I do not have a database of Hubble images from the same moment for comparison.
You may easily compare with outstanding earth-born images of similar aperture.
Posted 24 February 2023 - 08:14 PM
I do not have a database of Hubble images from the same moment for comparison.
You may easily compare with outstanding earth-born images of similar aperture.
Posted 25 February 2023 - 06:23 AM
I've been trying to follow along every day or so, but am not seeing any convincing arguments for your proposition, Jan.
Might it be possible to capture two consecutive videos (thus a best attempt at comparable seeing), one at prime focus and one with a barlow, and compare the stacked/sharpened content?
There is just opportunity to compare recent Mars images taken with similar aperture:
2. 10" at f/5
CS Jan
Posted 25 February 2023 - 09:53 AM
There is just opportunity to compare recent Mars images taken with similar aperture:
2. 10" at f/5
CS Jan
Those are two totally-unrelated images with an unknown number of differing variables (instrument, date, location, seeing, imager, optics, etc). We only want to change one thing, which would be the amplification factor. And we don't want to simulate it after, we want to vary it at capture time. Hence my request for data, from, say, an effective f-ratio of 3x the pixel pitch and an effective f-ratio of 5-7x the pixel pitch, captured with the same instrument and technique consecutively (certainly within minutes, although even that is no guarantee of identical seeing) on the same occasion.

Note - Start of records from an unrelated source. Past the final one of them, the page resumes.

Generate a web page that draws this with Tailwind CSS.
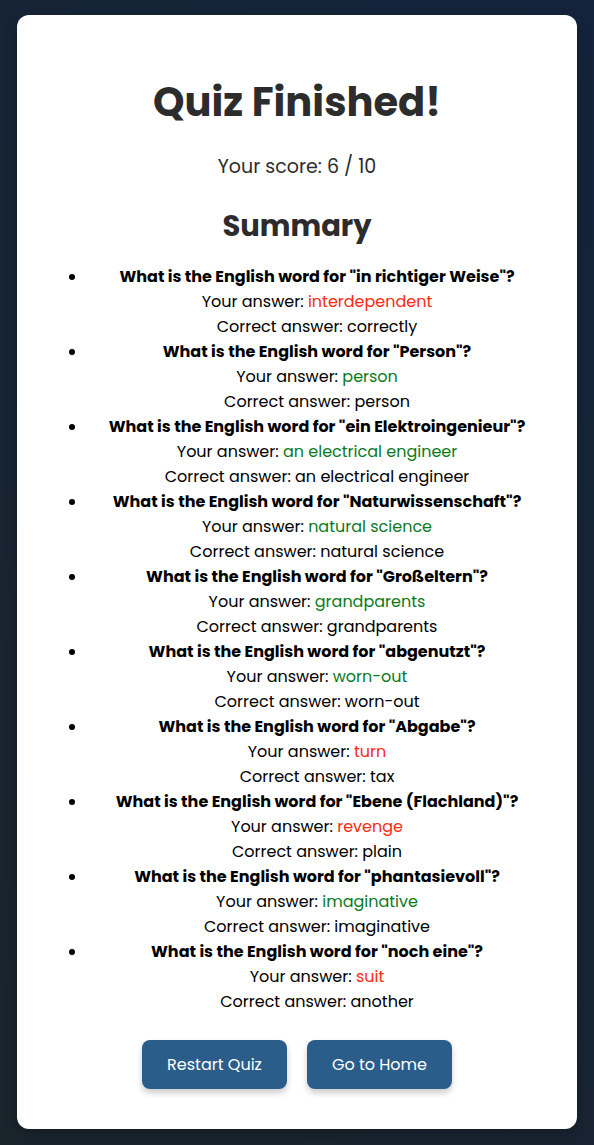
<!DOCTYPE html>
<html lang="en">
<head>
<meta charset="utf-8">
<meta name="viewport" content="width=device-width, initial-scale=1">
<title>Quiz Finished</title>
<script src="https://cdn.jsdelivr.net/npm/@tailwindcss/browser@4"></script>
</head>
<body class="flex min-h-screen items-start justify-center bg-linear-45 from-[#19242b] to-[#14233b] px-[17px] pt-[15px] pb-4 font-['Poppins','Inter',sans-serif] text-base leading-[25px] text-black">
<main class="w-full max-w-[800px] rounded-xl bg-white px-10 pt-[57px] pb-10 text-center shadow-[0_4px_12px_rgba(0,0,0,0.2)]">
  <h1 class="text-[40px] leading-[60px] font-bold text-[#2c2c2c]">Quiz Finished!</h1>
  <p class="mt-5 text-[19px] leading-[30px] text-[#2c2c2c]">Your score: 6 / 10</p>
  <h2 class="mt-[22px] text-[29px] leading-[44px] font-bold text-[#2c2c2c]">Summary</h2>
  <ul class="mt-4 list-disc pl-[30px] [&>li]:pl-[10px]">
    <li><strong class="font-bold">What is the English word for "in richtiger Weise"?</strong><br>Your answer: <span class="text-[#fb2b11]">interdependent</span><br>Correct answer: correctly</li>
    <li><strong class="font-bold">What is the English word for "Person"?</strong><br>Your answer: <span class="text-[#0b7a1e]">person</span><br>Correct answer: person</li>
    <li><strong class="font-bold">What is the English word for "ein Elektroingenieur"?</strong><br>Your answer: <span class="text-[#0b7a1e]">an electrical engineer</span><br>Correct answer: an electrical engineer</li>
    <li><strong class="font-bold">What is the English word for "Naturwissenschaft"?</strong><br>Your answer: <span class="text-[#0b7a1e]">natural science</span><br>Correct answer: natural science</li>
    <li><strong class="font-bold">What is the English word for "Großeltern"?</strong><br>Your answer: <span class="text-[#0b7a1e]">grandparents</span><br>Correct answer: grandparents</li>
    <li><strong class="font-bold">What is the English word for "abgenutzt"?</strong><br>Your answer: <span class="text-[#0b7a1e]">worn-out</span><br>Correct answer: worn-out</li>
    <li><strong class="font-bold">What is the English word for "Abgabe"?</strong><br>Your answer: <span class="text-[#fb2b11]">turn</span><br>Correct answer: tax</li>
    <li><strong class="font-bold">What is the English word for "Ebene (Flachland)"?</strong><br>Your answer: <span class="text-[#fb2b11]">revenge</span><br>Correct answer: plain</li>
    <li><strong class="font-bold">What is the English word for "phantasievoll"?</strong><br>Your answer: <span class="text-[#0b7a1e]">imaginative</span><br>Correct answer: imaginative</li>
    <li><strong class="font-bold">What is the English word for "noch eine"?</strong><br>Your answer: <span class="text-[#fb2b11]">suit</span><br>Correct answer: another</li>
  </ul>
  <div class="mt-[26px] flex flex-wrap justify-center gap-5">
    <button type="button" class="min-w-[145px] rounded-lg bg-[#2a5d8a] px-5 py-3 text-white shadow-[0_4px_6px_rgba(0,0,0,0.2)]">Restart Quiz</button>
    <button type="button" class="min-w-[145px] rounded-lg bg-[#2a5d8a] px-5 py-3 text-white shadow-[0_4px_6px_rgba(0,0,0,0.2)]">Go to Home</button>
  </div>
</main>
</body>
</html>
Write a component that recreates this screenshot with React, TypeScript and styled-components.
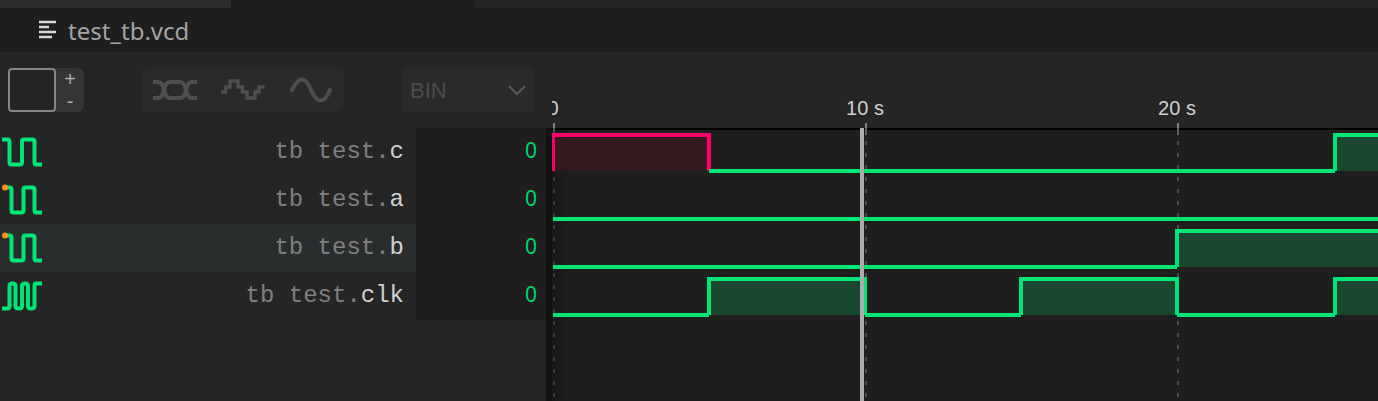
import React from "react";
import styled, { createGlobalStyle } from "styled-components";

const GREEN = "#00e676";
const PINK = "#ff0068";
const ROW = 48;

const GlobalStyle = createGlobalStyle`
  * { box-sizing: border-box; }
  body {
    margin: 0;
    background: #252526;
    font-family: "Liberation Sans", Arial, sans-serif;
  }
`;

const Page = styled.div`
  display: flex;
  flex-direction: column;
  min-height: 100vh;
  background: #252526;
`;

const TabStrip = styled.div`
  display: flex;
  height: 8px;
  background: #252526;
`;

const Tab = styled.div<{ $width: number; $active?: boolean }>`
  width: ${(p) => p.$width}px;
  background: ${(p) => (p.$active ? "#1e1e1e" : "#2d2d2d")};
`;

const Breadcrumb = styled.header`
  display: flex;
  align-items: center;
  gap: 12px;
  height: 44px;
  padding: 0 38px;
  background: #1e1e1e;
`;

const FileName = styled.h1`
  margin: 0;
  padding-top: 2px;
  font: 400 24px/32px "Noto Sans", "Segoe UI", sans-serif;
  color: #a3a3a3;
`;

const Main = styled.main`
  flex: 1;
  display: grid;
  grid-template-columns: 546px minmax(0, 1fr);
`;

const Sidebar = styled.section`
  display: flex;
  flex-direction: column;
`;

const Toolbar = styled.div`
  display: flex;
  align-items: center;
  height: 76px;
  padding: 0 12px 0 8px;
`;

const Stepper = styled.div`
  display: flex;
  height: 44px;
  border-radius: 6px;
  background: #353535;
`;

const StepInput = styled.input`
  width: 48px;
  height: 44px;
  padding: 0 6px;
  border: 2px solid #868686;
  border-radius: 4px;
  background: #252526;
  color: #d4d4d4;
  font: 20px "Liberation Sans", sans-serif;
  outline: none;
`;

const StepButtons = styled.div`
  display: flex;
  flex-direction: column;
  width: 28px;
`;

const StepButton = styled.button`
  flex: 1;
  padding: 0;
  border: 0;
  background: none;
  color: #a8a8a8;
  font: 20px/22px "Liberation Sans", sans-serif;
`;

const ModeGroup = styled.div`
  display: flex;
  align-items: center;
  justify-content: space-between;
  width: 202px;
  height: 44px;
  padding: 0 3px;
  margin-left: 58px;
  border-radius: 6px;
  background: #2a2a2a;
`;

const ModeButton = styled.button`
  display: flex;
  align-items: center;
  justify-content: center;
  width: 60px;
  height: 44px;
  padding: 0;
  border: 0;
  background: none;
  color: #4e4e4e;
`;

const SelectWrap = styled.div`
  position: relative;
  width: 132px;
  height: 44px;
  margin-left: auto;
`;

const FormatSelect = styled.select`
  appearance: none;
  width: 100%;
  height: 100%;
  padding: 0 36px 0 8px;
  border: 0;
  border-radius: 0;
  background: #2a2a2a;
  color: #4c4c4c;
  font: 22px "Liberation Sans", Arial, sans-serif;
`;

const Chevron = styled.svg`
  position: absolute;
  top: 16px;
  right: 8px;
  pointer-events: none;
`;

const SignalTable = styled.table`
  width: 100%;
  border-collapse: collapse;
`;

const SignalRow = styled.tr<{ $selected?: boolean }>`
  height: ${ROW}px;
  background: ${(p) => (p.$selected ? "#2a2d2e" : "transparent")};
`;

const IconCell = styled.td`
  width: 48px;
  padding: 0;
  svg { display: block; }
`;

const NameCell = styled.th`
  padding: 0 12px 0 0;
  text-align: right;
  font: 400 24px/28px "Liberation Mono", "Courier New", monospace;
  color: #d0d0d0;
`;

const Scope = styled.span`
  color: #7f7f7f;
`;

const ValueCell = styled.td`
  width: 130px;
  padding: 0 9px 4px 0;
  background: #1e1e1e;
  text-align: right;
  font: 21px/28px "Noto Sans", sans-serif;
  color: #00d46c;
`;

const WavePane = styled.section`
  display: flex;
  flex-direction: column;
`;

const Ruler = styled.div`
  height: 76px;
  padding-left: 6px;
`;

const Canvas = styled.div`
  flex: 1;
  display: flex;
  padding-left: 6px;
  background: linear-gradient(to right, #111 0, #111 6px, #1e1e1e 6px);
`;

const Plot = styled.svg`
  display: block;
  width: 100%;
  height: 76px;
`;

const WavePlot = styled(Plot)`
  height: auto;
  min-height: 273px;
`;

type Level = "x" | "0" | "1";
type Signal = {
  name: string;
  icon: "digital" | "watched" | "clock";
  selected?: boolean;
  wave: { at: number; level: Level }[];
};

const END = 8000;

const signals: Signal[] = [
  {
    name: "c",
    icon: "digital",
    wave: [
      { at: 1, level: "x" },
      { at: 157, level: "0" },
      { at: 783, level: "1" },
    ],
  },
  { name: "a", icon: "watched", wave: [{ at: 1, level: "0" }] },
  {
    name: "b",
    icon: "watched",
    selected: true,
    wave: [
      { at: 1, level: "0" },
      { at: 625, level: "1" },
    ],
  },
  {
    name: "clk",
    icon: "clock",
    wave: [
      { at: 1, level: "0" },
      { at: 157, level: "1" },
      { at: 313, level: "0" },
      { at: 469, level: "1" },
      { at: 625, level: "0" },
      { at: 783, level: "1" },
    ],
  },
];

const ticks = [
  { x: 2, label: "0" },
  { x: 314, label: "10 s" },
  { x: 626, label: "20 s" },
];

const iconPaths = {
  digital:
    "M2 11.5H7.5Q9.5 11.5 9.5 13.5V34.5Q9.5 36.5 11.5 36.5H20Q22 36.5 22 34.5V13.5Q22 11.5 24 11.5H32.5Q34.5 11.5 34.5 13.5V34.5Q34.5 36.5 36.5 36.5H42",
  watched:
    "M6 11.5H9.5Q11.5 11.5 11.5 13.5V34.5Q11.5 36.5 13.5 36.5H21.5Q23.5 36.5 23.5 34.5V13.5Q23.5 11.5 25.5 11.5H32.5Q34.5 11.5 34.5 13.5V34.5Q34.5 36.5 36.5 36.5H42",
  clock:
    "M2 36.5H7.5Q9.5 36.5 9.5 34.5V14Q9.5 11.5 12.5 11.5Q15.5 11.5 15.5 14V34Q15.5 36.5 18.75 36.5Q22 36.5 22 34V14Q22 11.5 25 11.5Q28 11.5 28 14V34Q28 36.5 31.25 36.5Q34.5 36.5 34.5 34V13.5Q34.5 11.5 36.5 11.5H42",
};

function SignalIcon({ kind }: { kind: Signal["icon"] }) {
  return (
    <svg width="48" height="48" aria-hidden="true">
      <path d={iconPaths[kind]} fill="none" stroke={GREEN} strokeWidth="4" />
      {kind === "watched" && <circle cx="5" cy="11.5" r="3" fill="#ff9020" />}
    </svg>
  );
}

function Wave({ signal, top }: { signal: Signal; top: number }) {
  const high = top + 7;
  const low = top + 43;
  const spans = signal.wave.map((w, i) => ({ ...w, end: signal.wave[i + 1]?.at ?? END }));
  const raised = spans.filter((s) => s.level !== "0");
  const flat = spans.filter((s) => s.level === "0");
  return (
    <g strokeWidth="4">
      {raised.map(({ at, end, level }) => (
        <g key={at}>
          <rect
            x={at}
            y={high}
            width={end - at}
            height={low - high}
            fill={level === "x" ? "#32191e" : "#1a472f"}
          />
          <path
            d={`M${at} ${low}V${high}H${end}V${low}`}
            fill="none"
            stroke={level === "x" ? PINK : GREEN}
          />
        </g>
      ))}
      {flat.map(({ at, end }) => (
        <path key={at} d={`M${at} ${low}H${end}`} stroke={GREEN} />
      ))}
    </g>
  );
}

export default function App() {
  return (
    <Page>
      <GlobalStyle />
      <TabStrip>
        <Tab $width={231} />
        <Tab $width={244} $active />
      </TabStrip>
      <Breadcrumb>
        <svg width="18" height="20" aria-hidden="true">
          <path d="M1 2H18M1 7H11M1 12H18M1 17H14" stroke="#d8d8d4" strokeWidth="2.4" />
        </svg>
        <FileName>test_tb.vcd</FileName>
      </Breadcrumb>
      <Main>
        <Sidebar>
          <Toolbar>
            <Stepper>
              <StepInput aria-label="Bit" />
              <StepButtons>
                <StepButton aria-label="Increase">+</StepButton>
                <StepButton aria-label="Decrease">-</StepButton>
              </StepButtons>
            </Stepper>
            <ModeGroup>
              <ModeButton aria-label="Bus">
                <svg width="46" height="24" fill="none" stroke="currentColor" strokeWidth="4">
                  <path d="M1 4H6C9 4 10 6 11 9L13 15C14 18 15 20 18 20H28C31 20 32 18 33 15L35 9C36 6 37 4 40 4H45" />
                  <path d="M1 20H6C9 20 10 18 11 15L13 9C14 6 15 4 18 4H28C31 4 32 6 33 9L35 15C36 18 37 20 40 20H45" />
                </svg>
              </ModeButton>
              <ModeButton aria-label="Stepped">
                <svg width="46" height="24" fill="none" stroke="currentColor" strokeWidth="3.4">
                  <path d="M1 14H5.5V9H10V3H18V9H22.5V14H27V20H35V14H39V9H44.5" />
                </svg>
              </ModeButton>
              <ModeButton aria-label="Analog">
                <svg
                  width="46"
                  height="28"
                  fill="none"
                  stroke="currentColor"
                  strokeWidth="4"
                  strokeLinecap="round"
                >
                  <path d="M4 14C11 0 17 0 23 14C29 28 36 28 42 14" />
                </svg>
              </ModeButton>
            </ModeGroup>
            <SelectWrap>
              <FormatSelect aria-label="Number format" defaultValue="BIN">
                <option>BIN</option>
                <option>HEX</option>
                <option>DEC</option>
              </FormatSelect>
              <Chevron width="18" height="12" fill="none" stroke="#5a5a5a" strokeWidth="2">
                <path d="M1 2L9 10L17 2" />
              </Chevron>
            </SelectWrap>
          </Toolbar>
          <SignalTable>
            <tbody>
              {signals.map((s) => (
                <SignalRow key={s.name} $selected={s.selected}>
                  <IconCell>
                    <SignalIcon kind={s.icon} />
                  </IconCell>
                  <NameCell scope="row">
                    <Scope>tb test.</Scope>
                    {s.name}
                  </NameCell>
                  <ValueCell>0</ValueCell>
                </SignalRow>
              ))}
            </tbody>
          </SignalTable>
        </Sidebar>
        <WavePane>
          <Ruler>
            <Plot>
              {ticks.map((t) => (
                <g key={t.x}>
                  <text
                    x={t.x - 1}
                    y="63"
                    textAnchor="middle"
                    fontFamily="Liberation Sans, Arial, sans-serif"
                    fontSize="20"
                    fill="#cfcfcf"
                  >
                    {t.label}
                  </text>
                  <path d={`M${t.x} 71V76`} stroke="#7c7c7c" strokeWidth="2" />
                </g>
              ))}
            </Plot>
          </Ruler>
          <Canvas>
            <WavePlot>
              <defs>
                <linearGradient id="edge">
                  <stop offset="0" stopColor="#000" stopOpacity="0.2" />
                  <stop offset="1" stopColor="#000" stopOpacity="0" />
                </linearGradient>
              </defs>
              <rect width="100%" height="2" fill="#000" />
              {ticks.map((t) => (
                <g key={t.x} strokeWidth="2">
                  <path d={`M${t.x} 0V7`} stroke="#5c5c5c" />
                  <path d={`M${t.x} 13V2000`} stroke="#4a4a4a" strokeDasharray="4 8" />
                </g>
              ))}
              <rect y="2" width="18" height="100%" fill="url(#edge)" />
              {signals.map((s, i) => (
                <Wave key={s.name} signal={s} top={i * ROW} />
              ))}
              <rect x="308" width="4" height="100%" fill="#adadad" />
            </WavePlot>
          </Canvas>
        </WavePane>
      </Main>
    </Page>
  );
}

Don't get me wrong - I'm actually very open-minded on your initial position in the original post. I would be very happy to do my imaging with the proven assurance I can capture at 3x instead of 5x and know for certain I did not 'leave resolution on the table'. It's that nagging doubt "did I capture everything the seeing/optics/technique were capable of?" which would be nice to eliminate.
Posted 25 February 2023 - 11:01 AM
It's that nagging doubt "did I capture everything the seeing/optics/technique were capable of?" which would be nice to eliminate.
Thank you for your interest in my efforts to better understand the mechanisms of high resolution image acquisition by video, realignment and selected stacking. I think that your statement quoted above gets to the heart of the problem of missing acceptance of the short focal length acquisition technique rather than physical-technical reasons. Apart from that, I am convinced that the large-scale annihilation of image content of a fully processed shot by reducing it to a grid size corresponding to a coarser camera grid realistically reflects the actual facts of a shorter focal length adjustment. Regarding the comparison of short and long focal length images, I am of the opinion that in view of the unclear influence of local seeing, one and the same celestial object and the telescope aperture are quite sufficient as sole criteria.